* DIRECTIONS FOR THIS TASK *
Your task is to repeat the lines below exactly, excluding any pictures they contain.
= = =
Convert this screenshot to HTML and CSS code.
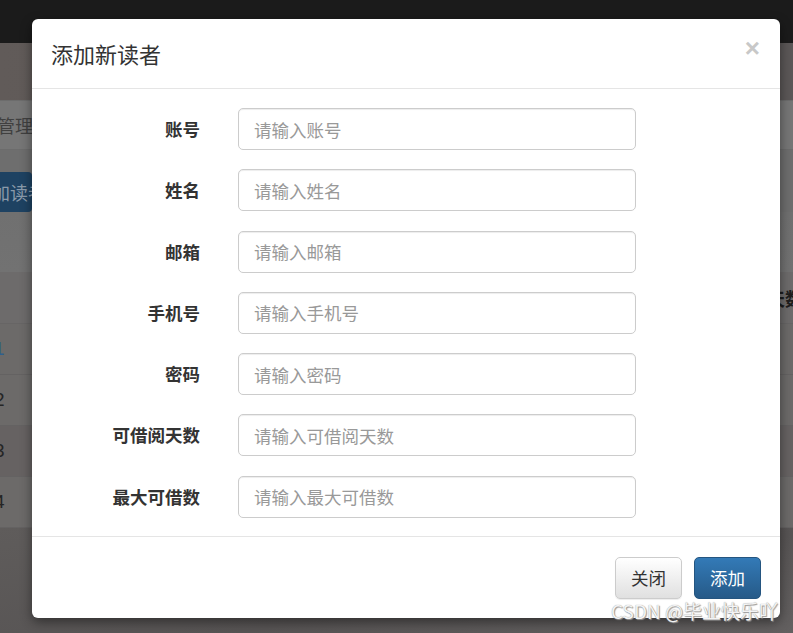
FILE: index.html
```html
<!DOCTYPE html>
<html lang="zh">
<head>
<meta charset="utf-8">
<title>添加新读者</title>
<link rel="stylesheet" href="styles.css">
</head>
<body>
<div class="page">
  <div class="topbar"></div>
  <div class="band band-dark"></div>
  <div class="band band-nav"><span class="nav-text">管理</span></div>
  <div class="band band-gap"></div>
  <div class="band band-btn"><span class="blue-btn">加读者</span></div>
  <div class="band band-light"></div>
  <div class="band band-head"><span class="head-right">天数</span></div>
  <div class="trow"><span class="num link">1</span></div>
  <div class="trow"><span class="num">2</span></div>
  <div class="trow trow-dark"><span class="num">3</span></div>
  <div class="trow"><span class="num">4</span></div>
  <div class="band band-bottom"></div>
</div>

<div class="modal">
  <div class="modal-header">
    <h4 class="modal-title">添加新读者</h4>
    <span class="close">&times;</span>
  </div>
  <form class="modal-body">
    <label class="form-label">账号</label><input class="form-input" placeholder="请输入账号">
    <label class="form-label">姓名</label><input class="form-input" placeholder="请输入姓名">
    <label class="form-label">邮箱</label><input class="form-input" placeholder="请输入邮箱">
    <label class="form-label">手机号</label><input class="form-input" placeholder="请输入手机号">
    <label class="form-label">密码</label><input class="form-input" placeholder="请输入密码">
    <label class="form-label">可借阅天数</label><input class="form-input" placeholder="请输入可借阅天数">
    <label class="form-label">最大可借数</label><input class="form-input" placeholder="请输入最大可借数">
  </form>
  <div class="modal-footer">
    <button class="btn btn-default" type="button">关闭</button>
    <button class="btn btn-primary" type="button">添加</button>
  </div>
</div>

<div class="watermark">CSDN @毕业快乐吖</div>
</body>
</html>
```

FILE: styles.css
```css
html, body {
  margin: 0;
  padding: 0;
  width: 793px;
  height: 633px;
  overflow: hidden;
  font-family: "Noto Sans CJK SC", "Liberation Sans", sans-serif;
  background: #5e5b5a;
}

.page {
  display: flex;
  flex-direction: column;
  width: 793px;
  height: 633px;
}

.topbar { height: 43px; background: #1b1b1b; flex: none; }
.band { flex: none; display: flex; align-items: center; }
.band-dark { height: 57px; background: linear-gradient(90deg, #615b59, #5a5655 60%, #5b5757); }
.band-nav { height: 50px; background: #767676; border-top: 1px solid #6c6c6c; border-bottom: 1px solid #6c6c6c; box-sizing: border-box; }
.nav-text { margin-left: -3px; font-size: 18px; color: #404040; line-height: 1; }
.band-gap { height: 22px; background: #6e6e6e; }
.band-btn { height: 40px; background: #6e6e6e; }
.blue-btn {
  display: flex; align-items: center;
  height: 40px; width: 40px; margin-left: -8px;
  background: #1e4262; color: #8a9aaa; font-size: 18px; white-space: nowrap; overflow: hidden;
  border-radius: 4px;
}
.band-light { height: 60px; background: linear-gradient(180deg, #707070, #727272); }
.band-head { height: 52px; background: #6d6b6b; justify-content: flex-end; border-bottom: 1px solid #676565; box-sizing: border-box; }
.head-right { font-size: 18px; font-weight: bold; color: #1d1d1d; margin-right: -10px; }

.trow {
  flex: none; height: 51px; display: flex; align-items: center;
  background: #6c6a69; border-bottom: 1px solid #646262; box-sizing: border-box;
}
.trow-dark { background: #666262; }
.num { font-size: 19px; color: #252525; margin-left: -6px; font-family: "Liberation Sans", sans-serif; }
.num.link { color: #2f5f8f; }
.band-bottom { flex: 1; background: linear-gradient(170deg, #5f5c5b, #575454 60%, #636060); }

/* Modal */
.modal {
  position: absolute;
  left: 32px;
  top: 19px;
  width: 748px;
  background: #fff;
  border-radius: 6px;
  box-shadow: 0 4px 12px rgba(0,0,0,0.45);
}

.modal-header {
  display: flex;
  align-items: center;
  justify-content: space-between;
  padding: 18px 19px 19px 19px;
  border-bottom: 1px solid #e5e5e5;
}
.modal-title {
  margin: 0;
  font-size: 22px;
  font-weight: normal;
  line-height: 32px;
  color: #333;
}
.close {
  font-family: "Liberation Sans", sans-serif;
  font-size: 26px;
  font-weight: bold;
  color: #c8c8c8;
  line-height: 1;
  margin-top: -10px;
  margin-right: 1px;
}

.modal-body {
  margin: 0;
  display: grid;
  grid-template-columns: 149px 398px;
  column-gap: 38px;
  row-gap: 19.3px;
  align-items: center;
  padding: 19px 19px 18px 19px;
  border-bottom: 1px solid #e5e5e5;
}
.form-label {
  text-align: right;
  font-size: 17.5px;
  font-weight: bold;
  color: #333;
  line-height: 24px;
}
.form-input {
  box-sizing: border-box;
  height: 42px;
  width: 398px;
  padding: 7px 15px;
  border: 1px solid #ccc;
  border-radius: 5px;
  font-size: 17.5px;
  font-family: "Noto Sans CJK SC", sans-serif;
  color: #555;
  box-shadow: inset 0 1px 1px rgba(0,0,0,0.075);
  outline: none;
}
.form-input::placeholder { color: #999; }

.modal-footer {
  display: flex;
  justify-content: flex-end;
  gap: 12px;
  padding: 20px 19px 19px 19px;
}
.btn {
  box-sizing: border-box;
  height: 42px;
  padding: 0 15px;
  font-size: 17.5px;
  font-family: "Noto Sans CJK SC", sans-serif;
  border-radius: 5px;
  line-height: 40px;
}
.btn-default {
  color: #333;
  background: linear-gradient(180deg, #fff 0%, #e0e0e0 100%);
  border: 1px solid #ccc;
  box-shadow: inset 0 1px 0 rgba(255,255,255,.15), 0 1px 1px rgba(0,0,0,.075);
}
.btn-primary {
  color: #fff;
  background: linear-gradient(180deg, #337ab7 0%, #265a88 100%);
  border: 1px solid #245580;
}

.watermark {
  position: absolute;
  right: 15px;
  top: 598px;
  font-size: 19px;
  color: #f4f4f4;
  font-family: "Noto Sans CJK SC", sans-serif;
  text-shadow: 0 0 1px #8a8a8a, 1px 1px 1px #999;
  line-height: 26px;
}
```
= = =
* SOLUTION TO THIS EXERCISE *
Convert this screenshot to HTML and CSS code.
FILE: index.html
```html
<!DOCTYPE html>
<html lang="zh">
<head>
<meta charset="utf-8">
<title>添加新读者</title>
<link rel="stylesheet" href="styles.css">
</head>
<body>
<div class="page">
  <div class="topbar"></div>
  <div class="band band-dark"></div>
  <div class="band band-nav"><span class="nav-text">管理</span></div>
  <div class="band band-gap"></div>
  <div class="band band-btn"><span class="blue-btn">加读者</span></div>
  <div class="band band-light"></div>
  <div class="band band-head"><span class="head-right">天数</span></div>
  <div class="trow"><span class="num link">1</span></div>
  <div class="trow"><span class="num">2</span></div>
  <div class="trow trow-dark"><span class="num">3</span></div>
  <div class="trow"><span class="num">4</span></div>
  <div class="band band-bottom"></div>
</div>

<div class="modal">
  <div class="modal-header">
    <h4 class="modal-title">添加新读者</h4>
    <span class="close">&times;</span>
  </div>
  <form class="modal-body">
    <label class="form-label">账号</label><input class="form-input" placeholder="请输入账号">
    <label class="form-label">姓名</label><input class="form-input" placeholder="请输入姓名">
    <label class="form-label">邮箱</label><input class="form-input" placeholder="请输入邮箱">
    <label class="form-label">手机号</label><input class="form-input" placeholder="请输入手机号">
    <label class="form-label">密码</label><input class="form-input" placeholder="请输入密码">
    <label class="form-label">可借阅天数</label><input class="form-input" placeholder="请输入可借阅天数">
    <label class="form-label">最大可借数</label><input class="form-input" placeholder="请输入最大可借数">
  </form>
  <div class="modal-footer">
    <button class="btn btn-default" type="button">关闭</button>
    <button class="btn btn-primary" type="button">添加</button>
  </div>
</div>

<div class="watermark">CSDN @毕业快乐吖</div>
</body>
</html>
```

FILE: styles.css
```css
html, body {
  margin: 0;
  padding: 0;
  width: 793px;
  height: 633px;
  overflow: hidden;
  font-family: "Noto Sans CJK SC", "Liberation Sans", sans-serif;
  background: #5e5b5a;
}

.page {
  display: flex;
  flex-direction: column;
  width: 793px;
  height: 633px;
}

.topbar { height: 43px; background: #1b1b1b; flex: none; }
.band { flex: none; display: flex; align-items: center; }
.band-dark { height: 57px; background: linear-gradient(90deg, #615b59, #5a5655 60%, #5b5757); }
.band-nav { height: 50px; background: #767676; border-top: 1px solid #6c6c6c; border-bottom: 1px solid #6c6c6c; box-sizing: border-box; }
.nav-text { margin-left: -3px; font-size: 18px; color: #404040; line-height: 1; }
.band-gap { height: 22px; background: #6e6e6e; }
.band-btn { height: 40px; background: #6e6e6e; }
.blue-btn {
  display: flex; align-items: center;
  height: 40px; width: 40px; margin-left: -8px;
  background: #1e4262; color: #8a9aaa; font-size: 18px; white-space: nowrap; overflow: hidden;
  border-radius: 4px;
}
.band-light { height: 60px; background: linear-gradient(180deg, #707070, #727272); }
.band-head { height: 52px; background: #6d6b6b; justify-content: flex-end; border-bottom: 1px solid #676565; box-sizing: border-box; }
.head-right { font-size: 18px; font-weight: bold; color: #1d1d1d; margin-right: -10px; }

.trow {
  flex: none; height: 51px; display: flex; align-items: center;
  background: #6c6a69; border-bottom: 1px solid #646262; box-sizing: border-box;
}
.trow-dark { background: #666262; }
.num { font-size: 19px; color: #252525; margin-left: -6px; font-family: "Liberation Sans", sans-serif; }
.num.link { color: #2f5f8f; }
.band-bottom { flex: 1; background: linear-gradient(170deg, #5f5c5b, #575454 60%, #636060); }

/* Modal */
.modal {
  position: absolute;
  left: 32px;
  top: 19px;
  width: 748px;
  background: #fff;
  border-radius: 6px;
  box-shadow: 0 4px 12px rgba(0,0,0,0.45);
}

.modal-header {
  display: flex;
  align-items: center;
  justify-content: space-between;
  padding: 18px 19px 19px 19px;
  border-bottom: 1px solid #e5e5e5;
}
.modal-title {
  margin: 0;
  font-size: 22px;
  font-weight: normal;
  line-height: 32px;
  color: #333;
}
.close {
  font-family: "Liberation Sans", sans-serif;
  font-size: 26px;
  font-weight: bold;
  color: #c8c8c8;
  line-height: 1;
  margin-top: -10px;
  margin-right: 1px;
}

.modal-body {
  margin: 0;
  display: grid;
  grid-template-columns: 149px 398px;
  column-gap: 38px;
  row-gap: 19.3px;
  align-items: center;
  padding: 19px 19px 18px 19px;
  border-bottom: 1px solid #e5e5e5;
}
.form-label {
  text-align: right;
  font-size: 17.5px;
  font-weight: bold;
  color: #333;
  line-height: 24px;
}
.form-input {
  box-sizing: border-box;
  height: 42px;
  width: 398px;
  padding: 7px 15px;
  border: 1px solid #ccc;
  border-radius: 5px;
  font-size: 17.5px;
  font-family: "Noto Sans CJK SC", sans-serif;
  color: #555;
  box-shadow: inset 0 1px 1px rgba(0,0,0,0.075);
  outline: none;
}
.form-input::placeholder { color: #999; }

.modal-footer {
  display: flex;
  justify-content: flex-end;
  gap: 12px;
  padding: 20px 19px 19px 19px;
}
.btn {
  box-sizing: border-box;
  height: 42px;
  padding: 0 15px;
  font-size: 17.5px;
  font-family: "Noto Sans CJK SC", sans-serif;
  border-radius: 5px;
  line-height: 40px;
}
.btn-default {
  color: #333;
  background: linear-gradient(180deg, #fff 0%, #e0e0e0 100%);
  border: 1px solid #ccc;
  box-shadow: inset 0 1px 0 rgba(255,255,255,.15), 0 1px 1px rgba(0,0,0,.075);
}
.btn-primary {
  color: #fff;
  background: linear-gradient(180deg, #337ab7 0%, #265a88 100%);
  border: 1px solid #245580;
}

.watermark {
  position: absolute;
  right: 15px;
  top: 598px;
  font-size: 19px;
  color: #f4f4f4;
  font-family: "Noto Sans CJK SC", sans-serif;
  text-shadow: 0 0 1px #8a8a8a, 1px 1px 1px #999;
  line-height: 26px;
}
```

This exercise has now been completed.